Jakakolwiek analiza Śląska Wrocław na tak wczesnym etapie wszystkich rozgrywek jest bezcelowa, lecz ten jeden mecz z pewnością wniósł do naszej piłki wiele dobrego. Zarówno Lech Poznań jak i Legia Warszawa po słabych spotkaniach wyjazdowych mają fantastyczny przykład jak powinno się grać w europejskich pucharach. Obie drużyny bez wątpienia są w stanie pokonać odpowiednio Żalgiris i Molde, jednak przed własną publicznością należy wykazać się takim zaangażowaniem i walką, jaką pokazał Śląsk Wrocław. Z kolei Dolnoślązacy stoją przed wielkim wyzwaniem, gdyż utrzymanie korzystnego wyniku w Brugii będzie niesamowicie trudne.

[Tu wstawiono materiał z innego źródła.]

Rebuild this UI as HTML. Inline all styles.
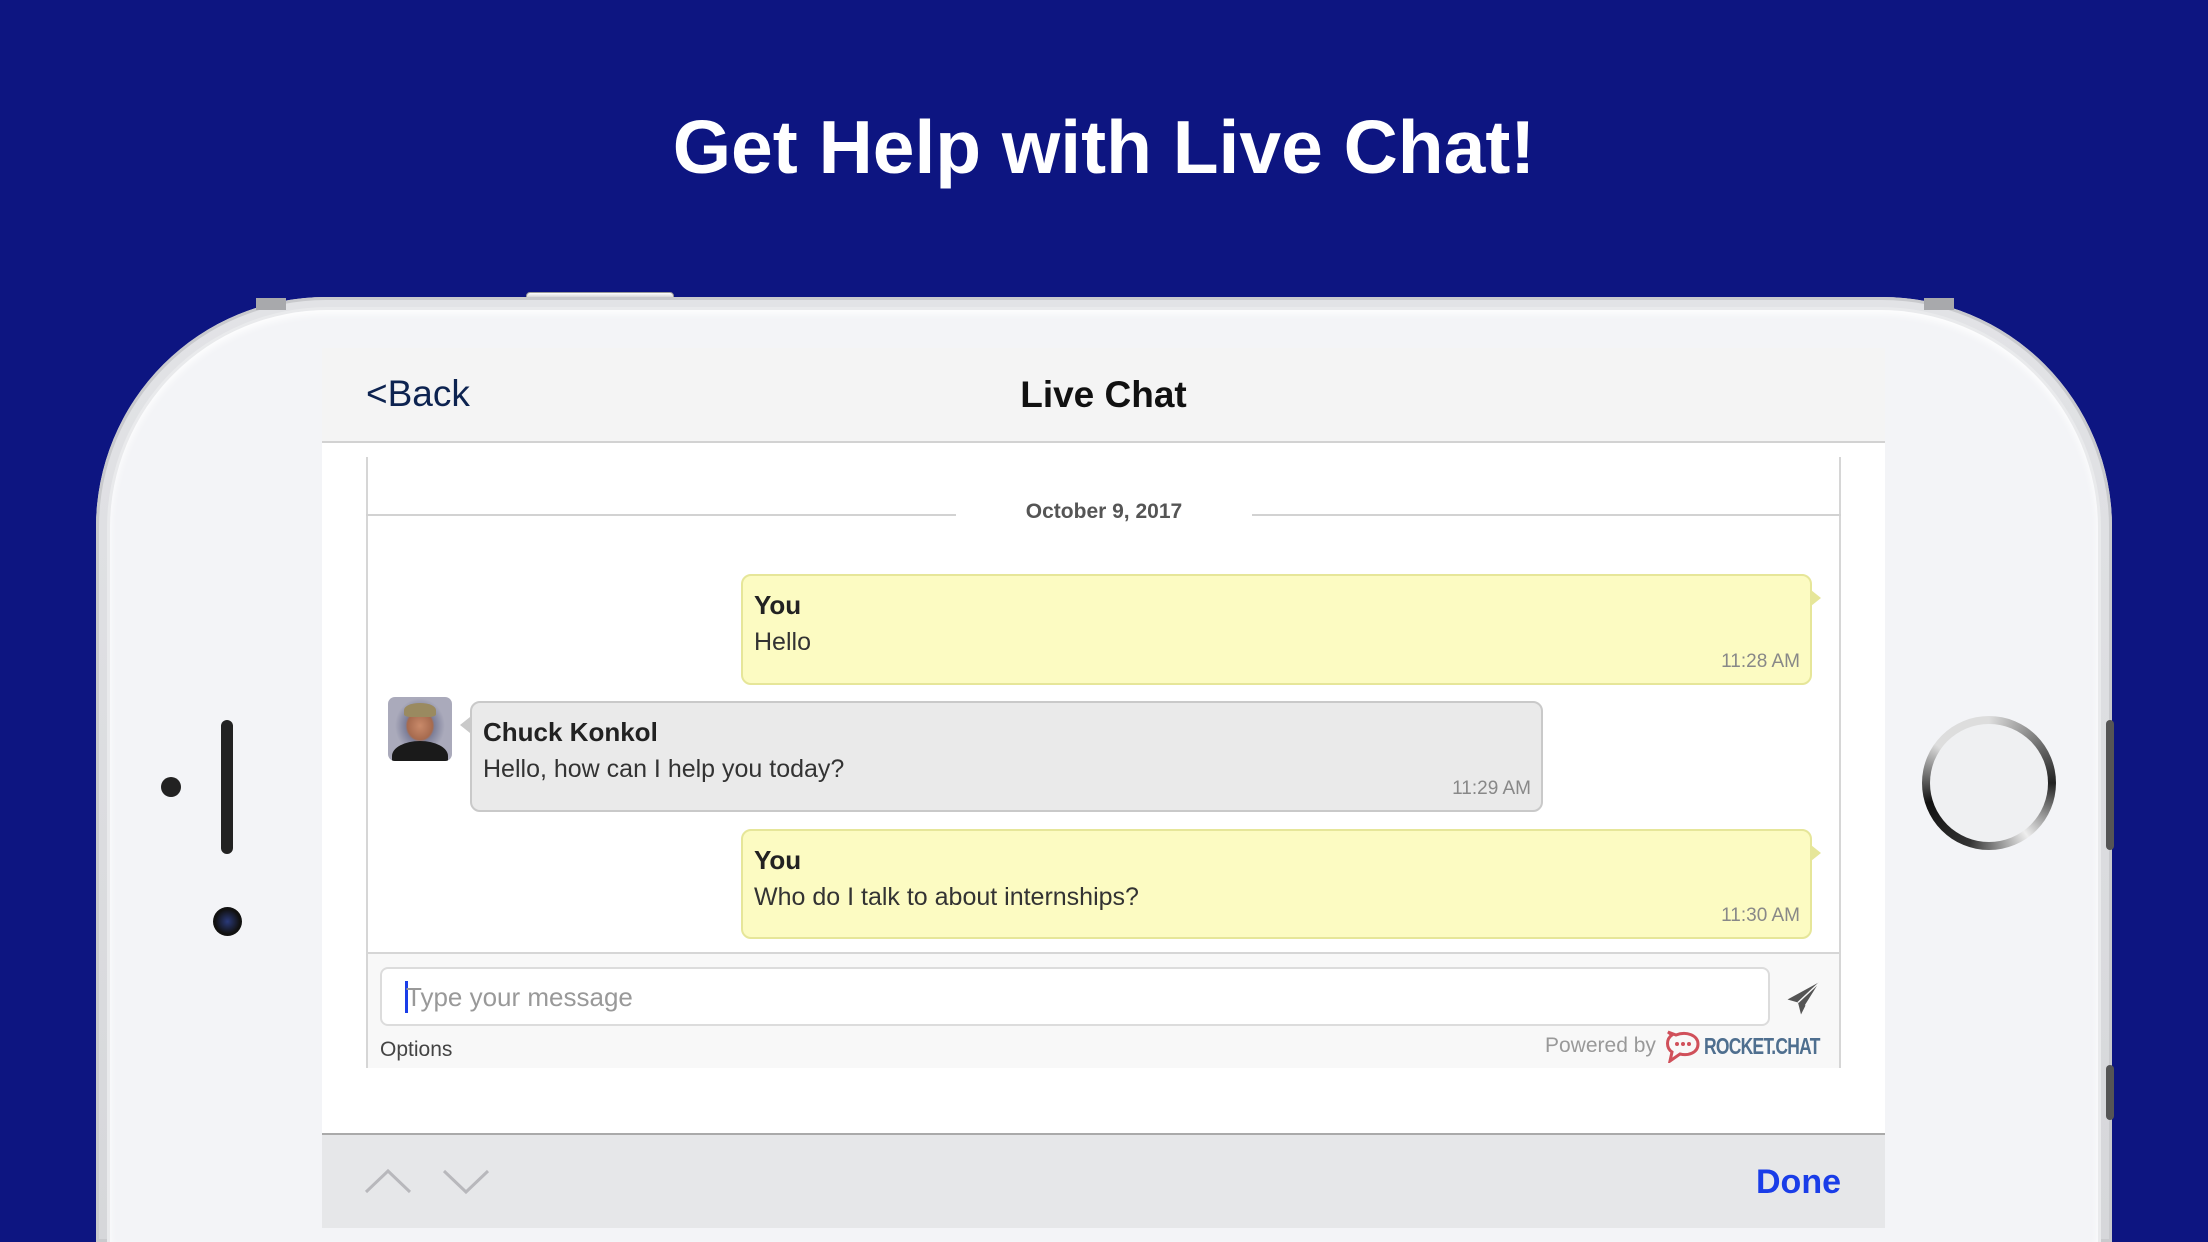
<!DOCTYPE html>
<html><head><meta charset="utf-8"><style>
*{margin:0;padding:0;box-sizing:border-box}
html,body{width:2208px;height:1242px;overflow:hidden}
body{background:#0d1581;font-family:"Liberation Sans",sans-serif;position:relative}
.abs{position:absolute}
h1{position:absolute;left:0;width:2208px;top:104px;text-align:center;color:#fff;font-size:75px;font-weight:bold}
.phone{left:96px;top:297px;width:2016px;height:945px;border-radius:230px 230px 0 0;background:linear-gradient(#e2e3e6,#d6d7da);box-shadow:inset 0 0 0 3px #c9cacd}
.face{left:110px;top:310px;width:1988px;height:932px;border-radius:218px 218px 0 0;background:#f3f4f7;box-shadow:inset 0 4px 8px rgba(255,255,255,.9),0 0 0 3px #e9eaec}
.screen{left:322px;top:348px;width:1563px;height:880px;background:#fff}
.nav{left:322px;top:348px;width:1563px;height:95px;background:#f4f4f4;border-bottom:2px solid #d2d2d2}
.bub{position:absolute;border-radius:10px;font-size:25px;color:#333}
.bub b{position:absolute;left:11px;top:14px;font-size:26px;color:#222}
.bub span{position:absolute;left:11px;top:52px}
.bub i{position:absolute;right:10px;bottom:10px;font-style:normal;font-size:19px;color:#888}
.y{background:#fcfbc2;border:2px solid #e6e699}
.g{background:#eaeaea;border:2px solid #c9c9c9}
</style></head><body>
<h1>Get Help with Live Chat!</h1>
<div class="abs" style="left:526px;top:292px;width:148px;height:9px;border-radius:4px;background:linear-gradient(#fff,#bbb);border:1px solid #999"></div>
<div class="abs phone"></div>
<div class="abs" style="left:256px;top:298px;width:30px;height:12px;background:#a8a9ac"></div>
<div class="abs" style="left:1924px;top:298px;width:30px;height:12px;background:#a8a9ac"></div>
<div class="abs" style="left:2106px;top:720px;width:8px;height:130px;border-radius:4px;background:#555"></div>
<div class="abs" style="left:2106px;top:1065px;width:8px;height:55px;border-radius:4px;background:#555"></div>
<div class="abs face"></div>
<div class="abs" style="left:221px;top:720px;width:12px;height:134px;border-radius:6px;background:#222"></div>
<div class="abs" style="left:161px;top:777px;width:20px;height:20px;border-radius:50%;background:#222"></div>
<div class="abs" style="left:213px;top:907px;width:29px;height:29px;border-radius:50%;background:radial-gradient(circle at 50% 50%,#2a3a7a 0,#111 60%)"></div>
<div class="abs" style="left:1922px;top:716px;width:134px;height:134px;border-radius:50%;background:conic-gradient(#ddd,#222 25%,#eee 40%,#333 55%,#111 70%,#ddd 85%,#ddd);"></div>
<div class="abs" style="left:1930px;top:724px;width:118px;height:118px;border-radius:50%;background:#eff0f2"></div>

<div class="abs screen"></div>
<div class="abs nav"></div>
<div class="abs" style="left:366px;top:373px;font-size:37px;color:#0d2350">&lt;Back</div>
<div class="abs" style="left:322px;width:1563px;top:374px;text-align:center;font-size:37px;font-weight:bold;color:#111">Live Chat</div>

<div class="abs" style="left:366px;top:457px;width:1475px;height:611px;border-left:2px solid #d6d6d6;border-right:2px solid #d6d6d6"></div>
<div class="abs" style="left:366px;top:514px;width:590px;height:2px;background:#d2d2d2"></div>
<div class="abs" style="left:1252px;top:514px;width:589px;height:2px;background:#d2d2d2"></div>
<div class="abs" style="left:956px;width:296px;top:500px;text-align:center;font-size:21px;font-weight:bold;color:#555">October 9, 2017</div>

<div class="bub y" style="left:741px;top:574px;width:1071px;height:111px"><b>You</b><span>Hello</span><i>11:28 AM</i></div>
<div class="abs" style="left:1811px;top:590px;border-left:10px solid #e6e699;border-top:8px solid transparent;border-bottom:8px solid transparent"></div>
<div class="abs" style="left:388px;top:697px;width:64px;height:64px;border-radius:7px;background:radial-gradient(ellipse at 50% 45%,#c98a6a 0,#a66a4e 28%,#7d7f99 32%,#aab 55%);overflow:hidden"><div style="position:absolute;left:4px;top:44px;width:56px;height:30px;border-radius:50% 50% 0 0;background:#1a1a1a"></div><div style="position:absolute;left:16px;top:6px;width:32px;height:14px;border-radius:50% 50% 20% 20%;background:#9a8a60"></div></div>
<div class="bub g" style="left:470px;top:701px;width:1073px;height:111px"><b>Chuck Konkol</b><span>Hello, how can I help you today?</span><i>11:29 AM</i></div>
<div class="abs" style="left:460px;top:717px;border-right:10px solid #c9c9c9;border-top:8px solid transparent;border-bottom:8px solid transparent"></div>
<div class="bub y" style="left:741px;top:829px;width:1071px;height:110px"><b>You</b><span>Who do I talk to about internships?</span><i>11:30 AM</i></div>
<div class="abs" style="left:1811px;top:845px;border-left:10px solid #e6e699;border-top:8px solid transparent;border-bottom:8px solid transparent"></div>

<div class="abs" style="left:368px;top:952px;width:1471px;height:116px;background:#f8f8f8;border-top:2px solid #d6d6d6"></div>
<div class="abs" style="left:380px;top:967px;width:1390px;height:59px;background:#fff;border:2px solid #dcdcdc;border-radius:8px"></div>
<div class="abs" style="left:405px;top:981px;width:3px;height:32px;background:#1a3de8"></div>
<div class="abs" style="left:406px;top:982px;font-size:26px;color:#999">Type your message</div>
<svg class="abs" style="left:1786px;top:980px" width="36" height="36" viewBox="0 0 24 24"><path d="M23 1 L1 13 L8 15 L10 23 L13 17 Z" fill="#555"/><path d="M8 15 L23 1 L13 17" fill="none" stroke="#f8f8f8" stroke-width="1"/></svg>
<div class="abs" style="left:380px;top:1038px;font-size:21px;color:#444">Options</div>
<div class="abs" style="left:1545px;top:1034px;font-size:21px;color:#999">Powered by</div>
<svg class="abs" style="left:1664px;top:1029px" width="36" height="34" viewBox="0 0 36 34"><path d="M4 3 L12 6 C22 2 34 6 34 15 C34 24 24 27 16 25 L6 32 L8 23 C2 19 2 10 8 6 Z" fill="none" stroke="#d0505a" stroke-width="3"/><circle cx="13" cy="15" r="2" fill="#d0505a"/><circle cx="19" cy="15" r="2" fill="#d0505a"/><circle cx="25" cy="15" r="2" fill="#d0505a"/></svg>
<div class="abs" style="left:1704px;top:1033px;font-size:23px;font-weight:bold;color:#4f6f8f;letter-spacing:-1px;transform:scaleX(0.76);transform-origin:left">ROCKET.CHAT</div>

<div class="abs" style="left:322px;top:1133px;width:1563px;height:95px;background:#e6e7e9;border-top:2px solid #aaa"></div>
<svg class="abs" style="left:364px;top:1166px" width="130" height="30"><path d="M2 26 L24 5 L46 26 M80 5 L102 26 L124 5" fill="none" stroke="#b8b8bc" stroke-width="3"/></svg>
<div class="abs" style="left:1756px;top:1163px;font-size:34px;font-weight:bold;color:#1a3de8">Done</div>
</body></html>
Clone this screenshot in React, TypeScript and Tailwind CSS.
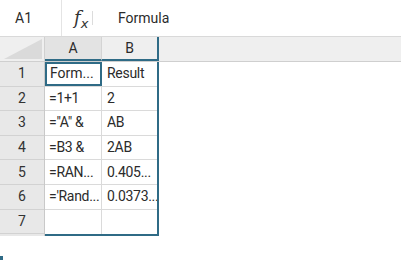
const rows: [string, string][] = [
  ["Form...", "Result"],
  ["=1+1", "2"],
  ['="A" &', "AB"],
  ["=B3 &", "2AB"],
  ["=RAN...", "0.405..."],
  ["='Rand...", "0.0373..."],
  ["", ""],
];

export default function App() {
  return (
    <div
      className="w-[401px] h-[260px] bg-white text-[#2b2b2b] text-[14px] overflow-hidden flex flex-col"
      style={{ fontFamily: "Roboto, 'Noto Sans', sans-serif" }}
    >
      {/* formula bar */}
      <div className="h-[37px] shrink-0 flex items-center border-b border-[#d9d9d9]">
        <div className="w-[62px] h-full flex items-center pl-[15px] border-r border-[#e4e4e4]">A1</div>
        <div className="w-[43px] h-full flex items-center">
          <span
            className="pl-[12px] w-[30px] flex items-end italic text-[#333]"
            style={{ fontFamily: "'DejaVu Serif', serif" }}
          >
            <span className="text-[18px] leading-none">f</span>
            <span className="text-[13px] leading-none translate-y-[3px]" style={{ fontFamily: "'DejaVu Sans', sans-serif" }}>
              x
            </span>
          </span>
          <div className="w-px h-[14px] bg-[#dcdcdc]" />
        </div>
        <div className="pl-[13px]">Formula</div>
      </div>

      {/* column headers */}
      <div className="h-[25px] shrink-0 flex bg-[#efefef] border-b border-[#cfcfcf]">
        <div className="w-[45px] h-full bg-[#efefef] border-r border-[#d0d0d0] relative">
          <svg className="absolute right-[2px] bottom-[2px]" width="38" height="20" viewBox="0 0 38 20">
            <polygon points="38,0 38,20 0,20" fill="#dadada" />
          </svg>
        </div>
        <div className="w-[57px] h-full flex items-center justify-center bg-[#e3e3e3] border-r border-[#d4d4d4] border-b-2 border-b-[#2f6b86]">
          A
        </div>
        <div className="w-[57px] h-full flex items-center justify-center bg-[#efefef] border-r-2 border-[#2f6b86] border-b-2 border-b-[#2f6b86]">
          B
        </div>
        <div className="flex-1" />
      </div>

      {/* data rows */}
      <div className="flex">
        <div className="w-[45px] flex flex-col bg-[#e8e8e8] border-r border-[#c9c9c9]">
          {rows.map((_, i) => (
            <div
              key={i}
              className="h-[24.6px] flex items-center justify-center border-b border-[#d2d2d2] text-[#333]"
            >
              {i + 1}
            </div>
          ))}
        </div>
        <div className="w-[114px] flex flex-col border-r-2 border-b-2 border-[#2f6b86]">
          {rows.map(([a, b], i) => (
            <div key={i} className="h-[24.6px] flex border-b border-[#dadada] last:border-b-0">
              <div
                className={
                  i === 0
                    ? "w-[57px] h-full flex items-center px-[3px] whitespace-nowrap overflow-hidden border-2 border-[#2f6b86]"
                    : "w-[57px] h-full flex items-center pl-[4px] whitespace-nowrap overflow-hidden border-r border-[#dadada] tracking-[-0.3px]"
                }
              >
                {a}
              </div>
              <div className="flex-1 h-full flex items-center pl-[5px] whitespace-nowrap overflow-hidden tracking-[-0.3px]">
                {b}
              </div>
            </div>
          ))}
        </div>
      </div>

      <div className="flex-1" />
      <div className="w-[3px] h-[4px] bg-[#2f6b86]" />
    </div>
  );
}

Nawet w przypadku odpadnięcia z Ligi Europy drużyna Stanislava Levego może okazać się jednym ze zwycięzców obecnego sezonu. Czeski trener przetransformował drużynę określaną mianem „najsłabszego mistrza w historii” w zespół grający najbardziej efektowną piłkę w Polsce. Przyszłość Śląska Wrocław wcale nie musi potoczyć się w dobrym kierunku, lecz spotkanie przeciwko Club Brugge na pewno dało Polakom nadzieję na powtórzenie pięknych piłkarskich chwil z Ligi Europy 2010/2011.